The Interdependency Between LEGO’s Success and Open Innovation
In the face of digital competition, LEGO’s journey defending its market share has not been all fun and games. With 2017 revenues declining 8% (first decline in over a decade) and layoffs totaling 1,400 , LEGO needs a new growth strategy to compete in a slowing industry (the global toy market grew 1% in 2017) . When faced with these pressures in 2003, LEGO’s initial response was to offer variety through new products, such as computer games and theme parks. However, these introductions had unintended consequences, adding complexity for the customer, inventory challenges for LEGO, and supply delays for retailers. 
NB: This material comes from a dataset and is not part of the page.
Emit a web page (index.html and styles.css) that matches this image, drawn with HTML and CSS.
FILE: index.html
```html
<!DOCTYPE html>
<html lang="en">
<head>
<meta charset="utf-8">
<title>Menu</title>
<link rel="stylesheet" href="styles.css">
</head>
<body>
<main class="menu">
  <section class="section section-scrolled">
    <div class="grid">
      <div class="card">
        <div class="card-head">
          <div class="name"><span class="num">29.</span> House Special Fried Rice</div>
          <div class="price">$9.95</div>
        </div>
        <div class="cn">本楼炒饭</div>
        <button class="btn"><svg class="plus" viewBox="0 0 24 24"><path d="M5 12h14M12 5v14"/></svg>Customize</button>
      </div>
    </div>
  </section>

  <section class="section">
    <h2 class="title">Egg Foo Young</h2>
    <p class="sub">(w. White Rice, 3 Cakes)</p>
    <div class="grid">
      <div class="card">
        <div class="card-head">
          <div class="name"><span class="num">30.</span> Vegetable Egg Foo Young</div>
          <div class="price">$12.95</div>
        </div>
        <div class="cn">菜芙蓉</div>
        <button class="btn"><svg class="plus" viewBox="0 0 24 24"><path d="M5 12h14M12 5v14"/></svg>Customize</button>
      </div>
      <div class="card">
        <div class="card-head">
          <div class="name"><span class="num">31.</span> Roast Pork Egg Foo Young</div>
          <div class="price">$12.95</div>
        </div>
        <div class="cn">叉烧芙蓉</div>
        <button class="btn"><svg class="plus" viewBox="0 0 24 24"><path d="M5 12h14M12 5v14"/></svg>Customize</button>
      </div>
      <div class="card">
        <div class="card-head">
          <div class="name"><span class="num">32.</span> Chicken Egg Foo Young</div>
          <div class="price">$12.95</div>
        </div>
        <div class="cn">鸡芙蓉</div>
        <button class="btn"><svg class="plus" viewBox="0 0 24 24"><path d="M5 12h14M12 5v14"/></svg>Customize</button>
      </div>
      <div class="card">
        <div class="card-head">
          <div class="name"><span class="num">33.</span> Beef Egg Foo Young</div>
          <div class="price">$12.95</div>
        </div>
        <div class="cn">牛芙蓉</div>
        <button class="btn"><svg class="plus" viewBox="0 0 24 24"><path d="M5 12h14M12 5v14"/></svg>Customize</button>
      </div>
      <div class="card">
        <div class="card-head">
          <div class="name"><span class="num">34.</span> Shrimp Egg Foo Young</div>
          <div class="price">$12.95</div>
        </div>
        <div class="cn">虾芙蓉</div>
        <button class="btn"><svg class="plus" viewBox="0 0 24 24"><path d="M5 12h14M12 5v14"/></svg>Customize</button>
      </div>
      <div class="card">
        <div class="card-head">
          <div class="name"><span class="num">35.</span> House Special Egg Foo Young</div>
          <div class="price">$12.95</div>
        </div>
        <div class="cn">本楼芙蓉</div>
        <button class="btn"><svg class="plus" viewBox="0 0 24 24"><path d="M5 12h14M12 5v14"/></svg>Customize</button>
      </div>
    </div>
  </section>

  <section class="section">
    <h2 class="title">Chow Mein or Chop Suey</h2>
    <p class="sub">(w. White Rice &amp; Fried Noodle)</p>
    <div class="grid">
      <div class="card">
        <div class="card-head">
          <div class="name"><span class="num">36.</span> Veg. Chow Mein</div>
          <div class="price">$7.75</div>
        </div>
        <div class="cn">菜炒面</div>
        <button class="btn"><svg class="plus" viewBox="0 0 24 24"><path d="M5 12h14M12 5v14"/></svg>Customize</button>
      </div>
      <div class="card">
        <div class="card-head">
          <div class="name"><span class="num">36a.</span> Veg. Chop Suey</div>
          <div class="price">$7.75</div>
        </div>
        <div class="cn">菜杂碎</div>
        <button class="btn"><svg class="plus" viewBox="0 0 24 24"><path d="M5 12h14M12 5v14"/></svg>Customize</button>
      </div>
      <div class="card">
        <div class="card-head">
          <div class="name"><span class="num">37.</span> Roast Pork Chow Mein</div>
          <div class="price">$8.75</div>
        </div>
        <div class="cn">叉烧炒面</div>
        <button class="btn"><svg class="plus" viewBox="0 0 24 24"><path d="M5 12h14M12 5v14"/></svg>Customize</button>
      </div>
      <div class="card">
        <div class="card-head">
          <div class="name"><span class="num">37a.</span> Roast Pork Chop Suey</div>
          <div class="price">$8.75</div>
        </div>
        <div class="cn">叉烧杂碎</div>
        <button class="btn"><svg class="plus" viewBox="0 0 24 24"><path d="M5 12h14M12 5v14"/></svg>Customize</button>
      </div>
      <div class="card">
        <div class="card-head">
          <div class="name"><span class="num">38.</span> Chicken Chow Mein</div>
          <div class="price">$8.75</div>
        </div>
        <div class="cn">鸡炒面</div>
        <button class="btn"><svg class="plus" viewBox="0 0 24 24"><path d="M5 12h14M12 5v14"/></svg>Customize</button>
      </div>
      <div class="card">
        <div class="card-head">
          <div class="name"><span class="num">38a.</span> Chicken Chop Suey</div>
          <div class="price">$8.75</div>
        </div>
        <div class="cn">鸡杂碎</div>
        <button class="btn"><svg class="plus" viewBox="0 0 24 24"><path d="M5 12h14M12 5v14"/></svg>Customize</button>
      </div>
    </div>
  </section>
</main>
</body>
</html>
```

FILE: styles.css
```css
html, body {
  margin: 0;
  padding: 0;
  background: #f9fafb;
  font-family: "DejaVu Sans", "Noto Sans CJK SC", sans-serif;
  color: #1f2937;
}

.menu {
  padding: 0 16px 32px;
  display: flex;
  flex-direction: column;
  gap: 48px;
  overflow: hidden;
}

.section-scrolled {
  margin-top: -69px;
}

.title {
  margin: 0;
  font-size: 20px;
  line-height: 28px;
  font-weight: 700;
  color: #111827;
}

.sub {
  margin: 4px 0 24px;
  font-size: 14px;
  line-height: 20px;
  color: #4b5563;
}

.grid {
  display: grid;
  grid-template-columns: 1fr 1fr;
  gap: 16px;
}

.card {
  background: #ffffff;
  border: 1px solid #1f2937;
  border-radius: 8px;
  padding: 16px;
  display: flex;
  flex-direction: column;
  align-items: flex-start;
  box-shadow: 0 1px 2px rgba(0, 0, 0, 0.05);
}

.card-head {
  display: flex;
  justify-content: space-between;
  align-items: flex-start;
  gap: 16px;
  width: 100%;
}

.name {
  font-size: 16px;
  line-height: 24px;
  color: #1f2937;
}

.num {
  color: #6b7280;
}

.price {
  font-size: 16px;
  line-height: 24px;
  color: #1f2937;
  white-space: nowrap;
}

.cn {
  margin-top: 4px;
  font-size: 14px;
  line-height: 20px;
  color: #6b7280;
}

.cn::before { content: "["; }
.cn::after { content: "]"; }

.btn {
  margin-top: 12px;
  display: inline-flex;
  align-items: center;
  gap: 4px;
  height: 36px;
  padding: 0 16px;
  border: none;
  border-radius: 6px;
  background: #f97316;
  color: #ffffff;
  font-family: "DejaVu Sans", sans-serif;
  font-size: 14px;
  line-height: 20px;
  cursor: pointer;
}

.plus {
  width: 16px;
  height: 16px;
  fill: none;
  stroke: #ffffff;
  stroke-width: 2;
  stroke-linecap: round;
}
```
LEGO’s famous turnaround strategy came from engaging its expansive customer base. LEGO utilized The Future Lab to develop low-risk, low-cost innovation techniques that led to rapid creation of minimum viable prototypes.  The goal was to generate customer feedback on a small scale before making substantial investments, illustrating LEGO’s philosophy that, “people don’t have to work for us to work with us.”  To further this practice, the company launched, LEGO Ideas, an online crowd-sourcing platform, allowing customers to share and to vote for ideas they wished to see as additions to the product line. LEGO Ideas yielded hundreds of suggestions annually, employing social media to generate actionable data. Focusing on products that would sell, LEGO was able to reach new audiences through its extensive physical footprint and brand awareness. Two successful efforts were LEGO Architecture (iconic building sets), which increased LEGO’s popularity with adults, and LEGO Friends, increasing its female presence. 
Open Innovation – Still the Answer
Now, to understand its next growth phase, LEGO is using open innovation to strategically increase its global footprint, widen its target audience and define its long-term product strategy.
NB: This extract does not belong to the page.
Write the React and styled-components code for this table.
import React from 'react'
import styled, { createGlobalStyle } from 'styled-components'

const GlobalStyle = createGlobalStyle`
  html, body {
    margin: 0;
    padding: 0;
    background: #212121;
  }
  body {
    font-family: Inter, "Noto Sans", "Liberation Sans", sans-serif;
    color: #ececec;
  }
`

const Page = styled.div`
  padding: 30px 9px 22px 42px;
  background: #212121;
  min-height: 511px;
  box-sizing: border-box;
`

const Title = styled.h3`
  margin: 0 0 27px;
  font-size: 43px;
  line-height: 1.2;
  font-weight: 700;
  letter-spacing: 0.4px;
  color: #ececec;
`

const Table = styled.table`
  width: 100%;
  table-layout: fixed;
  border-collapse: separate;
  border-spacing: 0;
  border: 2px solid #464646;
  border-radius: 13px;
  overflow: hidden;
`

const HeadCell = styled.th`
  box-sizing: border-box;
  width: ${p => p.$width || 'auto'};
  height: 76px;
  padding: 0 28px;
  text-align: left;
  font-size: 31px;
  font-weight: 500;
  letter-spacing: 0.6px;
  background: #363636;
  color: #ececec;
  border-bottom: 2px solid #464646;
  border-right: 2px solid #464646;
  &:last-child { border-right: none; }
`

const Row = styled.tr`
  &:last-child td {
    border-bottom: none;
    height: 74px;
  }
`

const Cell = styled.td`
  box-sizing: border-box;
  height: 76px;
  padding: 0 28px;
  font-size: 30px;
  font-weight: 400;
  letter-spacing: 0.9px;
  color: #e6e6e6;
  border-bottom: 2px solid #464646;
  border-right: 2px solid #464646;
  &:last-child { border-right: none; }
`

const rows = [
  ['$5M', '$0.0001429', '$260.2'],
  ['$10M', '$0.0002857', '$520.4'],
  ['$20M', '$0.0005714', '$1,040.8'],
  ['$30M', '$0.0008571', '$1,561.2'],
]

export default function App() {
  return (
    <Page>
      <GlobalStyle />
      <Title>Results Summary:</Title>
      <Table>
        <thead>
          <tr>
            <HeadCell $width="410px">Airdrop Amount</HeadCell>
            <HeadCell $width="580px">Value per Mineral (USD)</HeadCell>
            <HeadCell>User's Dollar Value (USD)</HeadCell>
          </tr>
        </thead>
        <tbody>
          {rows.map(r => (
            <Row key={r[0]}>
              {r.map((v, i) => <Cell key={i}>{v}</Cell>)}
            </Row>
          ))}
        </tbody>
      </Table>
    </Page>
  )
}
In the short-term, LEGO is expanding in China by partnering with Tencent (Chinese internet company) to create a safe digital platform for children, allowing LEGO to experiment with digital in a region where it has found some digital success.  At its Shanghai stores, LEGO is also launching its exclusive “Future of Shanghai” product. Utilizing a small-scale launch, LEGO offers four different spaces for consumers to build their own future city, generating immediate feedback.  Additionally, LEGO is utilizing Indiegogo Enterprise (an innovation validation platform) to test ideas through pilot projects, the first is LEGO FORMA, targeting adults looking for a creative outlet.  These pilots are being run in limited batches to crowdsource, to rapidly iterate and to ascertain demand.
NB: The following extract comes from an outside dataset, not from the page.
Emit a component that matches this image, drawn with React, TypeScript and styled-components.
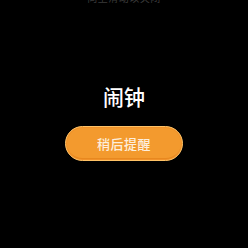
import React from "react";
import styled, { createGlobalStyle } from "styled-components";

const Global = createGlobalStyle`
  html, body { margin: 0; padding: 0; background: #000; }
  body { font-family: "Noto Sans CJK SC", "Noto Sans", sans-serif; }
`;

const Screen = styled.div`
  width: 248px;
  height: 248px;
  background: #000;
  display: flex;
  flex-direction: column;
  align-items: center;
  overflow: hidden;
`;

const Hint = styled.div`
  margin-top: -9px;
  font-size: 10px;
  line-height: 14px;
  color: #3a3a3a;
  letter-spacing: 0.5px;
`;

const Title = styled.h1`
  margin: 77px 0 0;
  font-size: 21px;
  line-height: 28px;
  font-weight: 500;
  color: #fff;
`;

const SnoozeButton = styled.button`
  margin-top: 16px;
  width: 118px;
  height: 35px;
  border-radius: 18px;
  border: 1.5px solid #ffc266;
  background: #f39a2e;
  box-shadow: inset 0 0 0 1px #f0912a, inset 0 -2px 0 #e8881f;
  color: #fdeedc;
  font-family: "Noto Sans CJK SC", sans-serif;
  font-size: 13px;
  font-weight: 500;
  letter-spacing: 0.5px;
  display: flex;
  align-items: center;
  justify-content: center;
  padding: 0;
`;

export default function App() {
  return (
    <>
      <Global />
      <Screen>
        <Hint>向上滑动以关闭</Hint>
        <Title>闹钟</Title>
        <SnoozeButton>稍后提醒</SnoozeButton>
      </Screen>
    </>
  );
}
In the long-run, LEGO is attempting to build a bridge between traditional toys and the digital world.  To lay the foundation for this middle ground, LEGO’s red Duplo train is an opportunity to test the market’s appetite for products that offer this in-between, with an optional mobile app.  Beyond bricks and toys, LEGO has been experimenting with a variety of play experiences in digital – LEGO Life (children social media network) and LEGO Fusion (virtual mobile app) – and a variety of movie, television series and LEGO-themed playgrounds.  LEGO’s initial entry in the digital category has largely failed, while the later initiatives have found commercial success. 
Recommendation for the Future
With that lesson, LEGO needs to remember that while digital offerings not only increase competition, they also create a point of difference. LEGO’s value proposition to parents, the purchasers, is to provide children with an alternative to video games and to “do something physical that is good for fine motor skills, 3-D spatial realization, and creative construction.”  LEGO can leverage this in the short term and utilize open innovation to understand how it can better penetrate the educational market, increasing products targeted at developmental skills. In a similar vein, Lego Serious Play, LEGO’s innovation seminars, use 3D models to help business professionals uncover deeper insights and increase performance.  LEGO can diversify its growth by expanding these non-play services.
To deepen its open innovation strategy long-term, LEGO should increasingly focus on outbound innovation, generating ideas with suppliers and retailers to foster successful partnerships.  This will combat the typical problem with open innovation and rapid prototyping – as products quickly enter the market, there is little time to innovate downstream processes. 
While open innovation holds great promise for LEGO, the question remains – how do you consistently and effectively incentivize your partners to engage with your efforts?  Upon success in finding the right incentives, the question then becomes – what impact will virtual reality have on the toy industry and will open innovation be enough?